Towards an algebraic approach to the reconfiguration CSP
Kei Kimura
TL;DR
The paper introduces an algebraic framework for the reconfiguration CSP (RCSP) based on partial polymorphisms, enabling reductions and tractability results under equality constraints. It defines and analyzes ordered partial Maltsev operations to characterize safely OR-free (SOF) and related tractable RCSP classes, extending known Boolean results to broader domains. Key contributions include a polynomial-time algorithm for RCSP when an ordered partial Maltsev operation is a partial polymorphism, and a detailed study of the invariance properties of various relation classes (SOF, SNF, SCB) and their digraph analogues.

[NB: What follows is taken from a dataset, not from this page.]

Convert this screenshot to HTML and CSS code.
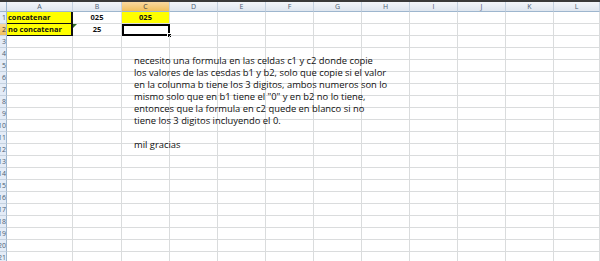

The work highlights the potential of combining algebraic and topological perspectives in RCSP complexity, while acknowledging gaps in the theory of partial operations and pp-interpretations.
Abstract
This paper investigates the reconfiguration variant of the Constraint Satisfaction Problem (CSP), referred to as the Reconfiguration CSP (RCSP). Given a CSP instance and two of its solutions, RCSP asks whether one solution can be transformed into the other via a sequence of intermediate solutions, each differing by the assignment of a single variable. RCSP has attracted growing interest in theoretical computer science, and when the variable domain is Boolean, the computational complexity of RCSP exhibits a dichotomy depending on the allowed constraint types. A notable special case is the reconfiguration of graph homomorphisms -- also known as graph recoloring -- which has been studied using topological methods. We propose a novel algebraic approach to RCSP, inspired by techniques used in classical CSP complexity analysis. Unlike traditional methods based on total operations, our framework employs partial operations to capture a reduction involving equality constraints. This perspective facilitates the extension of complexity results from Boolean domains to more general settings, demonstrating the versatility of partial operations in identifying tractable RCSP instances.